Minnesota and Wisconsin Tax Reciprocity Not Likely

Published On: 30th October 2013

From the internet

When filing 2013 taxes, it looks like those who cross the Wisconsin and Minnesota borders to go to work will have to file separate income taxes again.

Negotiators from both states remain at an impasse over the new tax reciprocity agreement. The cutoff date has passed to sign a new deal that will allow interstate commuters the ability to just file one state income tax return. This may not be possible until 2015 for 2014 taxes.

No additional talks have been scheduled in the meantime.

The October 1 deadline was a difficult one to meet and then officials would need an additional three months to change the withholding instructions and tax forms. They would also have to give employers the necessary time to adjust tax withholding that would begin on January 1.

This means that the 80,000 Minnesotans and Wisconsinites that live in one of those states and work in the other will have to deal with the expensive of filing separate state income tax returns for at least one more year.

All of this is because of a difference of $6 million, which is a drop in the bucket compared with the combined budgets of the state that equals $100 billion. This has caused taxpayers to not be very pleased at all.

Some Minnesota legislators agree with the taxpayers in that the need to file two returns creates a headache for tax filers, as well as businesses that must double their accounting efforts.

Minnesota and Wisconsin previously had an income tax reciprocity agreement from 1968 to 2009. The plug was pulled by then-Governor Time Pawlenty because Minnesota was losing money in the agreement and he had a budget shortfall that he needed to erase.

Under the agreement, Wisconsin would compensate Minnesota for revenue that it would have raised by taxing residents who work across the state border. There are currently an estimated 56,000 Wisconsin workers that work in Minnesota and 24,000 Minnesotans that work in Wisconsin.

In March 2013, the revenue departments of both states completed studies that said they resolved the two primary issues that had caused them to end their agreement. The first was Wisconsin’s timing of payments to Minnesota and the second was the number of taxpayers commuting between the states.

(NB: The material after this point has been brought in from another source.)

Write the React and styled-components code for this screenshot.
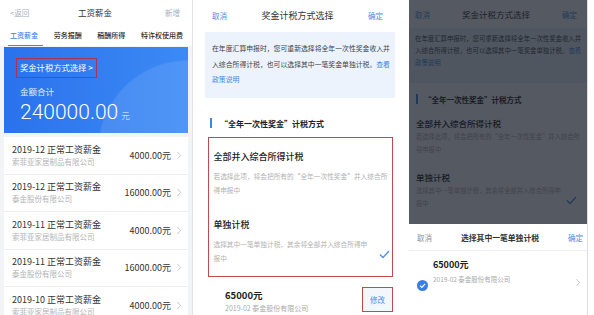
import React from 'react'
import styled, { createGlobalStyle } from 'styled-components'

const GlobalStyle = createGlobalStyle`
  html, body { margin: 0; padding: 0; background: #fff; }
  body { font-family: "Noto Sans CJK SC", "Noto Sans", sans-serif; }
`

const BLUE = '#3d86e6'
const MARK = '#bf4b50'

const Page = styled.div`
  width: 594px;
  height: 315px;
  overflow: hidden;
  display: flex;
  background: #fff;
`

const Line = styled.span`
  display: block;
  white-space: nowrap;
`

const Link = styled.span`
  color: ${BLUE};
`

/* ---------- shared nav ---------- */
const NavBar = styled.div`
  height: ${p => p.$h}px;
  flex-shrink: 0;
  display: grid;
  grid-template-columns: 1fr auto 1fr;
  align-items: center;
  padding: ${p => p.$pad};
  background: #fff;
  border-bottom: ${p => p.$line ? '1px solid #eee' : 'none'};
`

const NavSide = styled.span`
  font-size: 7.5px;
  color: ${p => p.$color};
  justify-self: ${p => p.$end ? 'end' : 'start'};
  white-space: nowrap;
`

const NavTitle = styled.span`
  font-size: ${p => p.$size}px;
  color: #333;
  font-weight: ${p => p.$bold ? 600 : 400};
  white-space: nowrap;
`

const Chevron = () => (
  <svg width="6" height="9" viewBox="0 0 6 9">
    <polyline points="1.5,1 4.5,4.5 1.5,8" fill="none" stroke="#c8c8c8" strokeWidth="1" />
  </svg>
)

/* ---------- panel 1: salary list ---------- */
const SalaryPhone = styled.div`
  width: 192px;
  height: 315px;
  flex-shrink: 0;
  background: #f3f4f6;
  border-right: 1px solid #e3e3e3;
  display: flex;
  flex-direction: column;
  overflow: hidden;
`

const Tabs = styled.div`
  height: 22px;
  flex-shrink: 0;
  background: #fff;
  display: flex;
  justify-content: space-between;
  align-items: center;
  padding: 0 9px 0 10px;
`

const Tab = styled.span`
  position: relative;
  font-size: 7px;
  line-height: 22px;
  white-space: nowrap;
  color: ${p => p.$active ? BLUE : '#2a2a2a'};
  font-weight: 500;
  &::after {
    content: '';
    display: ${p => p.$active ? 'block' : 'none'};
    position: absolute;
    left: -2px;
    right: -5px;
    bottom: 0;
    height: 1.5px;
    background: ${BLUE};
  }
`

const TotalCard = styled.div`
  margin: 1px 4px 0;
  height: 86px;
  flex-shrink: 0;
  box-sizing: border-box;
  padding: 5px 12px 0;
  color: #fff;
  background:
    radial-gradient(circle at 100% 120%, rgba(255,255,255,0.1) 0 42%, transparent 43%),
    linear-gradient(90deg, #2b72ec, #3b8af5);
`

const BonusLink = styled.div`
  display: inline-block;
  box-sizing: border-box;
  height: 20px;
  padding: 0 3px;
  border: 1.5px solid #a8345a;
  font-size: 8.3px;
  line-height: 17px;
  white-space: nowrap;
`

const TotalLabel = styled.div`
  margin-top: 6px;
  padding-left: 4px;
  font-size: 8.5px;
  line-height: 14px;
  opacity: 0.88;
`

const TotalAmount = styled.div`
  padding-left: 4px;
  font-family: Roboto, "Noto Sans", sans-serif;
  font-weight: 300;
  font-size: 21px;
  line-height: 28px;
  small {
    font-family: "Noto Sans CJK SC", sans-serif;
    font-size: 8.5px;
    margin-left: 3px;
    opacity: 0.9;
  }
`

const List = styled.div`
  margin: 4px 4px 0;
  background: #fff;
`

const Item = styled.div`
  height: 37.5px;
  box-sizing: border-box;
  display: flex;
  align-items: center;
  padding: 0 6px 0 8px;
  border-bottom: 1px solid #eeeeee;
`

const ItemText = styled.div`
  flex: 1;
  min-width: 0;
`

const ItemTitle = styled.div`
  font-size: 9px;
  line-height: 13px;
  color: #333;
  white-space: nowrap;
`

const ItemSub = styled.div`
  font-size: 7.5px;
  line-height: 12px;
  color: #b3b3b3;
  white-space: nowrap;
`

const ItemAmount = styled.span`
  font-size: 9px;
  color: #333;
  margin-right: 5px;
`

const salaries = [
  ['2019-12', '索菲亚家居制品有限公司', '4000.00元'],
  ['2019-12', '泰金股份有限公司', '16000.00元'],
  ['2019-11', '索菲亚家居制品有限公司', '4000.00元'],
  ['2019-11', '泰金股份有限公司', '16000.00元'],
  ['2019-10', '索菲亚家居制品有限公司', '4000.00元'],
]

function SalaryPanel() {
  return (
    <SalaryPhone>
      <NavBar $h={24} $pad="0 12px 0 10px">
        <NavSide $color="#a9b0b8">&lt;返回</NavSide>
        <NavTitle $size={8.5}>工资薪金</NavTitle>
        <NavSide $color="#a9b0b8" $end>新增</NavSide>
      </NavBar>
      <Tabs>
        <Tab $active>工资薪金</Tab>
        <Tab>劳务报酬</Tab>
        <Tab>稿酬所得</Tab>
        <Tab>特许权使用费</Tab>
      </Tabs>
      <TotalCard>
        <BonusLink>奖金计税方式选择 &gt;</BonusLink>
        <TotalLabel>金额合计</TotalLabel>
        <TotalAmount>240000.00<small>元</small></TotalAmount>
      </TotalCard>
      <List>
        {salaries.map(([month, company, amount], i) => (
          <Item key={i}>
            <ItemText>
              <ItemTitle>{month} 正常工资薪金</ItemTitle>
              <ItemSub>{company}</ItemSub>
            </ItemText>
            <ItemAmount>{amount}</ItemAmount>
            <Chevron />
          </Item>
        ))}
      </List>
    </SalaryPhone>
  )
}

/* ---------- panel 2: tax method ---------- */
const SchemePhone = styled.div`
  width: 195px;
  height: 315px;
  margin-left: 7px;
  flex-shrink: 0;
  background: #fff;
  display: flex;
  flex-direction: column;
  overflow: hidden;
`

const InfoBox = styled.div`
  flex-shrink: 0;
  box-sizing: border-box;
  background: #edf3fc;
  color: #444;
  margin: ${p => p.$compact ? '0' : '2px 0 0 5px'};
  height: ${p => p.$compact ? 55 : 66}px;
  padding: ${p => p.$compact ? '5px 0 0 6px' : '9px 0 0 7px'};
  font-size: ${p => p.$compact ? 6.4 : 6.85}px;
  line-height: ${p => p.$compact ? 12 : 15.5}px;
`

const SectionTitle = styled.div`
  flex-shrink: 0;
  display: flex;
  align-items: center;
  gap: ${p => p.$compact ? 6 : 8}px;
  height: 16px;
  margin-top: ${p => p.$compact ? 8 : 17}px;
  padding-left: ${p => p.$compact ? 7 : 10}px;
  font-size: ${p => p.$compact ? 7.5 : 8}px;
  font-weight: 600;
  color: #222;
  &::before {
    content: '';
    width: 2px;
    height: 10px;
    background: ${BLUE};
  }
`

const OptionBox = styled.div`
  margin: 6px 2px 0 8px;
  border: 1.5px solid ${MARK};
  flex-shrink: 0;
`

const Option = styled.div`
  display: flex;
  padding: ${p => p.$pad};
`

const OptionText = styled.div`
  flex: 1;
  min-width: 0;
`

const OptionTitle = styled.div`
  font-size: ${p => p.$compact ? 8.5 : 9}px;
  line-height: ${p => p.$compact ? 14 : 16}px;
  margin-bottom: ${p => p.$compact ? 0 : 4}px;
  font-weight: 500;
  color: #222;
`

const OptionSub = styled.div`
  font-size: ${p => p.$compact ? 6.3 : 6.7}px;
  line-height: ${p => p.$compact ? 13 : 14}px;
  color: #b2b2b2;
`

const CheckWrap = styled.div`
  margin-top: ${p => p.$top}px;
  width: 11px;
  height: 9px;
`

const Check = () => (
  <svg width="11" height="9" viewBox="0 0 11 9">
    <polyline points="1,4.5 4,7.5 10,1" fill="none" stroke="#4a8fe0" strokeWidth="1.3" />
  </svg>
)

const PickedRow = styled.div`
  display: flex;
  justify-content: space-between;
  align-items: flex-start;
  margin-top: 10px;
  padding: 0 2px 0 25px;
`

const PickedText = styled.div`
  margin-top: 1px;
`

const PickedAmount = styled.div`
  font-size: 9.5px;
  line-height: 14px;
  font-weight: 600;
  color: #222;
`

const PickedSub = styled.div`
  font-size: 7px;
  line-height: 12px;
  color: #aaa;
  white-space: nowrap;
`

const EditButton = styled.div`
  width: 31px;
  height: 25px;
  box-sizing: border-box;
  border: 1.5px solid ${MARK};
  background: #f3f6fb;
  display: flex;
  align-items: center;
  justify-content: center;
  font-size: 7.5px;
  color: #4a8fe0;
`

function SchemePanel() {
  return (
    <SchemePhone>
      <NavBar $h={30} $pad="0 12px">
        <NavSide $color="#4a8fe0">取消</NavSide>
        <NavTitle $size={9}>奖金计税方式选择</NavTitle>
        <NavSide $color="#4a8fe0" $end>确定</NavSide>
      </NavBar>
      <InfoBox>
        <Line>在年度汇算申报时，您可重新选择将全年一次性奖金收入并</Line>
        <Line>入综合所得计税，也可以选择其中一笔奖金单独计税。<Link>查看</Link></Line>
        <Line><Link>政策说明</Link></Line>
      </InfoBox>
      <SectionTitle>“全年一次性奖金”计税方式</SectionTitle>
      <OptionBox>
        <Option $pad="11px 2px 8px 4.5px">
          <OptionText>
            <OptionTitle>全部并入综合所得计税</OptionTitle>
            <OptionSub>
              <Line>若选择此项，将会把所有的“全年一次性奖金”并入综合所</Line>
              <Line>得申报中</Line>
            </OptionSub>
          </OptionText>
        </Option>
        <Option $pad="12px 2px 11px 4.5px">
          <OptionText>
            <OptionTitle>单独计税</OptionTitle>
            <OptionSub>
              <Line>选择其中一笔单独计税，其余将全部并入综合所得申</Line>
              <Line>报中</Line>
            </OptionSub>
          </OptionText>
          <CheckWrap $top={23}><Check /></CheckWrap>
        </Option>
      </OptionBox>
      <PickedRow>
        <PickedText>
          <PickedAmount>65000元</PickedAmount>
          <PickedSub>2019-02 泰金股份有限公司</PickedSub>
        </PickedText>
        <EditButton>修改</EditButton>
      </PickedRow>
    </SchemePhone>
  )
}

/* ---------- panel 3: bottom sheet ---------- */
const SheetPhone = styled.div`
  width: 178px;
  height: 315px;
  margin-left: 14px;
  flex-shrink: 0;
  border-right: 1px solid #ddd;
  background: #fff;
  display: flex;
  flex-direction: column;
  overflow: hidden;
`

const Behind = styled.div`
  position: relative;
  height: 224px;
  flex-shrink: 0;
  overflow: hidden;
  display: flex;
  flex-direction: column;
  background: #fff;
  &::after {
    content: '';
    position: absolute;
    inset: 0;
    background: rgba(22, 28, 38, 0.73);
  }
`

const DimOption = styled.div`
  display: flex;
  padding: 0 10px 0 7px;
  margin-top: ${p => p.$top}px;
`

const SheetItem = styled.div`
  display: flex;
  align-items: flex-start;
  padding: 7px 6px 0 8px;
`

const Radio = styled.div`
  margin-top: 13.5px;
  width: 11px;
  height: 11px;
  flex-shrink: 0;
`

const SheetText = styled.div`
  flex: 1;
  margin-left: 5px;
`

const SheetAmount = styled.div`
  font-size: 9px;
  line-height: 13px;
  font-weight: 600;
  color: #222;
`

const SheetSub = styled.div`
  margin-top: 2px;
  font-size: 6.5px;
  line-height: 12px;
  color: #aaa;
`

const SheetChevron = styled.div`
  margin-top: 10px;
`

function SheetPanel() {
  return (
    <SheetPhone>
      <Behind>
        <NavBar $h={28} $pad="0 10px 0 6px">
          <NavSide $color="#4a8fe0">取消</NavSide>
          <NavTitle $size={8.5}>奖金计税方式选择</NavTitle>
          <NavSide $color="#4a8fe0" $end>确定</NavSide>
        </NavBar>
        <InfoBox $compact>
          <Line>在年度汇算申报时，您可重新选择将全年一次性奖金收入并</Line>
          <Line>入综合所得计税，也可以选择其中一笔奖金单独计税。<Link>查看</Link></Line>
          <Line><Link>政策说明</Link></Line>
        </InfoBox>
        <SectionTitle $compact>“全年一次性奖金”计税方式</SectionTitle>
        <DimOption $top={9}>
          <OptionText>
            <OptionTitle $compact>全部并入综合所得计税</OptionTitle>
            <OptionSub $compact>
              <Line>若选择此项，将会把所有的“全年一次性奖金”并入综合所</Line>
              <Line>得申报中</Line>
            </OptionSub>
          </OptionText>
        </DimOption>
        <DimOption $top={14}>
          <OptionText>
            <OptionTitle $compact>单独计税</OptionTitle>
            <OptionSub $compact>
              <Line>选择其中一笔单独计税，其余将全部并入综合所得申</Line>
              <Line>报中</Line>
            </OptionSub>
          </OptionText>
          <CheckWrap $top={16}><Check /></CheckWrap>
        </DimOption>
      </Behind>
      <NavBar $h={26} $pad="0 4px 0 8px" $line>
        <NavSide $color="#8a8f96">取消</NavSide>
        <NavTitle $size={7.8} $bold>选择其中一笔单独计税</NavTitle>
        <NavSide $color="#4a8fe0" $end>确定</NavSide>
      </NavBar>
      <SheetItem>
        <Radio>
          <svg width="11" height="11" viewBox="0 0 11 11">
            <circle cx="5.5" cy="5.5" r="5.5" fill="#3b7de0" />
            <polyline points="3,5.6 4.9,7.4 8.1,3.8" fill="none" stroke="#fff" strokeWidth="1.2" />
          </svg>
        </Radio>
        <SheetText>
          <SheetAmount>65000元</SheetAmount>
          <SheetSub>2019-02 泰金股份有限公司</SheetSub>
        </SheetText>
        <SheetChevron><Chevron /></SheetChevron>
      </SheetItem>
    </SheetPhone>
  )
}

export default function App() {
  return (
    <>
      <GlobalStyle />
      <Page>
        <SalaryPanel />
        <SchemePanel />
        <SheetPanel />
      </Page>
    </>
  )
}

But there was an issue in the difference in credits that were offered to interstate commuters by the states.

Minnesota limits credits that are offered to taxpayers for the taxes paid to another state to the amount they would pay if they were Minnesota residents. Wisconsin, on the other hand, offers full credit for paid taxes to other states. Minnesota is requesting that Wisconsin pay them an additional $6 million to compensate for the difference in state tax codes. It comes down to Minnesota subsidizing the higher taxes of Wisconsin, but ending reciprocity raised the taxes on Minnesotans working in Wisconsin.

Both sides are at odds with some seeing no end to the conflict. However, it is believed that Minnesota would start a trend, as fewer border states are entering reciprocity agreements. One reason is because electronic tax filing makes it easier for taxpayers to file multiple returns. Another is because states are skeptical about relying on other states to send them the payments they are owed. They fear lost revenue.